Lady Gaga – Gagaism: From Pop Cultural Phenomenon and Why it Needs to Stop
I respect Lady Gaga. I sort of like her, but she’s never been my cup of tea. I do understand why people would like her, and respect that. However, sometimes things are just… too much.
There is never a day I browse through some of the comments on YouTube or comments on any website, where there isn’t someone comparing ANY artist/musician/group to Lady Gaga. “That’s so Gaga” they say. It was cute the first few couple of months when Lady Gaga exploded into the worldwide pop culture scene and became everyone’s fave Monster Queen. She was… kinda queer, and weird, and here to stay.
Her theatricality was alluring in a pop music scene where we had forgotten about performances. There is more to performing live than just singing and looking hot. There needs to be presence, and Lady Gaga seemed like an exciting proposal. She had that engaging aura that could grab you once you were flicking through channels and just happened to come across MTV’s VMAs. That energy flowing through fire in her eyes, just like Britney in her own MTV VMA presentation  when she simply shocked us with skin-colored tight pants, looking at the audience as she rose from the floor and said “ooh, I did it again.”

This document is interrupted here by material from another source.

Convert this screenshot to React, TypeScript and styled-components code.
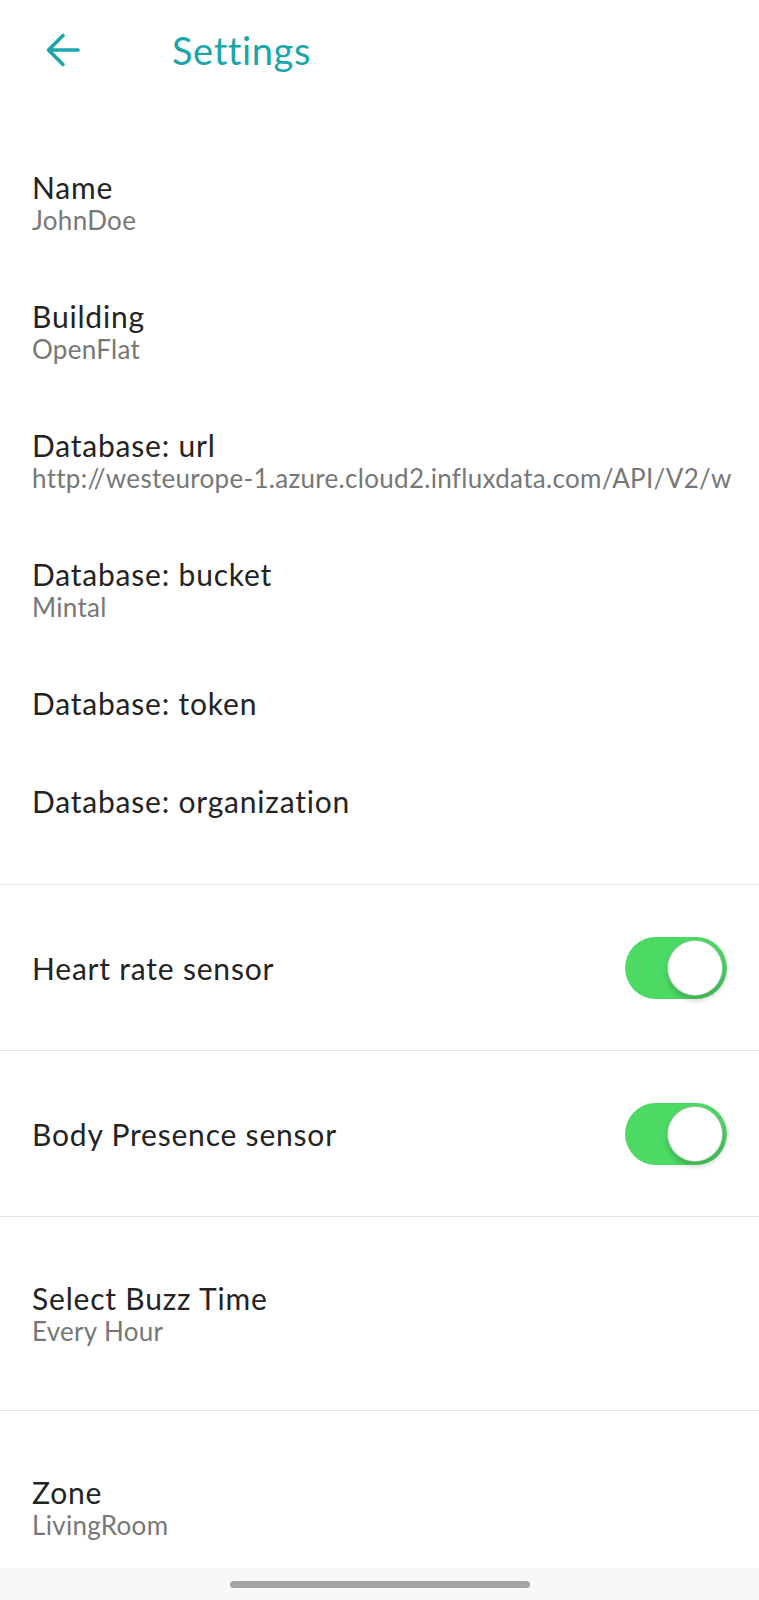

Of course, Madonna did it from the get-go, as she frolicked on stage of the first ever VMAs singing Like a Virgin  — it was screechy and awkward but it got people talking at the time, and got them for more. What would she do next? What could she possibly do? She wasn’t quite ready for the theatrics, but she managed to capture the audience with her manly-suited electric strut as she put her microphone between that tight corset in Express Yourself  while humping the air. It was magnetic.
Then Vogue happened.
The visuals, the tightly bound breasts that were about to pop out at any minute, the people on stage, and that presence. Madonna was sizzling in that performance, but she didn’t become the Queen of Pop by mere single performances. It was the hard work through the years that put her on top for almost two decades. Two decades in the world of pop where the lifespan of a star is usually five years, in which we usually move on to the next big thing. It was two decades in which one didn’t need to stand up and defend Madonna because her presence was not to be disputed.
Of course, Britney didn’t have the same luck. Five years after the killer Oops, I Did it Again performance, she was already divorced after a shotgun wedding, married again, and with her first child. By 2007, Britney was making headlines for being dragged in an ambulance and shaving her head. Britney was a cultural phenomenon in her prime, but it was never called Britneyism or Spearsism. She didn’t call her fans her Little Monsters, it was never such madness… but her fall from grace was written on the wall. Fans of Spears had to stand up and defend their idol now, her title of Pop Princess was in question and there were a bunch of wannabes who tried to become the next best thing but were burnt even faster.
But then it was 2008, and Lady Gaga exploded with The Fame. With composition skills, production, vocals and theatrics, Lady Gaga seemed like a winning combination. Everyone was talking about her, marveling at her outrageous sense of style for the good or for the bad puns. It’s not yet five years since she took stand on the world stage, yet people revere her like she’s a god among gods.